Investigation of precipitation kinetics of FeCO3 by EQCM

Abstract

Iron carbonate (FeCO3) is the most common corrosion product in aqueous CO2 corrosion of mild steel. When it forms, the FeCO3 corrosion product layer may be protective, by serving as a diffusion barrier and by affecting the rate of electrochemical reactions at the surface. In the present study, an Electrochemical Quartz Crystal Microbalance (EQCM) was used to investigate the kinetics of precipitation of FeCO3 from an aqueous CO2 corrosion environment.

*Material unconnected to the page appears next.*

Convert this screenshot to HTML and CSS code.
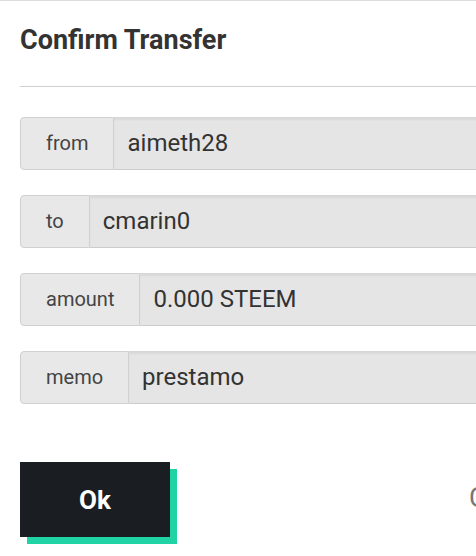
FILE: index.html
```html
<!DOCTYPE html>
<html>
<head>
<meta charset="utf-8">
<link rel="stylesheet" href="styles.css">
</head>
<body>
<div class="dialog">
  <h1 class="title">Confirm Transfer</h1>
  <div class="divider"></div>
  <div class="fields">
    <div class="group"><span class="label">from</span><span class="value">aimeth28</span></div>
    <div class="group"><span class="label">to</span><span class="value">cmarin0</span></div>
    <div class="group"><span class="label">amount</span><span class="value">0.000 STEEM</span></div>
    <div class="group"><span class="label">memo</span><span class="value">prestamo</span></div>
  </div>
  <div class="actions">
    <button class="ok">Ok</button>
    <span class="cancel">Cancel</span>
  </div>
</div>
</body>
</html>
```
FILE: styles.css
```css
html {
  overflow: hidden;
  background: #fff;
}
body {
  margin: 0;
  padding: 0 0 40px 0;
  font-family: Roboto, "Noto Sans", sans-serif;
  border-top: 1px solid #dcdcdc;
  width: 700px;
}
.dialog {
  padding-left: 20px;
}
.title {
  margin: 23px 0 0 0;
  font-size: 27px;
  line-height: 32px;
  font-weight: 700;
  color: #333;
  letter-spacing: 0;
}
.divider {
  margin-top: 30px;
  height: 1px;
  background: #cfcfcf;
}
.fields {
  margin-top: 30px;
  display: flex;
  flex-direction: column;
  gap: 25px;
}
.group {
  display: flex;
  height: 53px;
  box-sizing: border-box;
}
.label {
  display: flex;
  align-items: center;
  padding: 0 25px 2px 25px;
  background: #e8e8e8;
  border: 1px solid #d0d0d0;
  border-radius: 4px 0 0 4px;
  font-size: 20px;
  color: #444;
}
.value {
  flex: 1;
  display: flex;
  align-items: center;
  padding: 0 0 2px 13px;
  background: #e5e5e5;
  border-top: 1px solid #d6d6d6;
  border-bottom: 1px solid #cccccc;
  box-shadow: inset 0 2px 2px rgba(0,0,0,0.05);
  font-size: 24px;
  color: #333;
}
.actions {
  margin-top: 58px;
  display: flex;
  align-items: center;
}
.ok {
  width: 150px;
  height: 75px;
  border: none;
  border-radius: 0;
  background: #1a1e22;
  color: #fff;
  font-family: Roboto, "Noto Sans", sans-serif;
  font-size: 26px;
  font-weight: 700;
  box-shadow: 7px 7px 0 #1fd3a5;
  padding: 0;
}
.cancel {
  margin-left: 299px;
  margin-top: -4px;
  font-size: 27px;
  color: #777;
}
```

EQCM is a technique providing very accurate in-situ measurement of surface mass change, enabling also simultaneous electrochemical measurements. Three different substrates were used to conduct the FeCO3 precipitation experiments: a cathodically polarized gold-coated quartz crystal, a freely corroding iron-coated quartz crystal and a cathodically polarized iron-coated quartz crystal, at varied temperatures (50–80 °C). Precipitation rates of FeCO3 obtained by using EQCM were repeatable and consistent across different substrates. The obtained precipitation rates were used to determine the theoretical kinetic constant and the activation energy, which was then compared with those reported in the Sun and Nesic model (2008). Discrepancies between the predicted and experimental values were noticed at lower saturation levels and improvements in the model are proposed.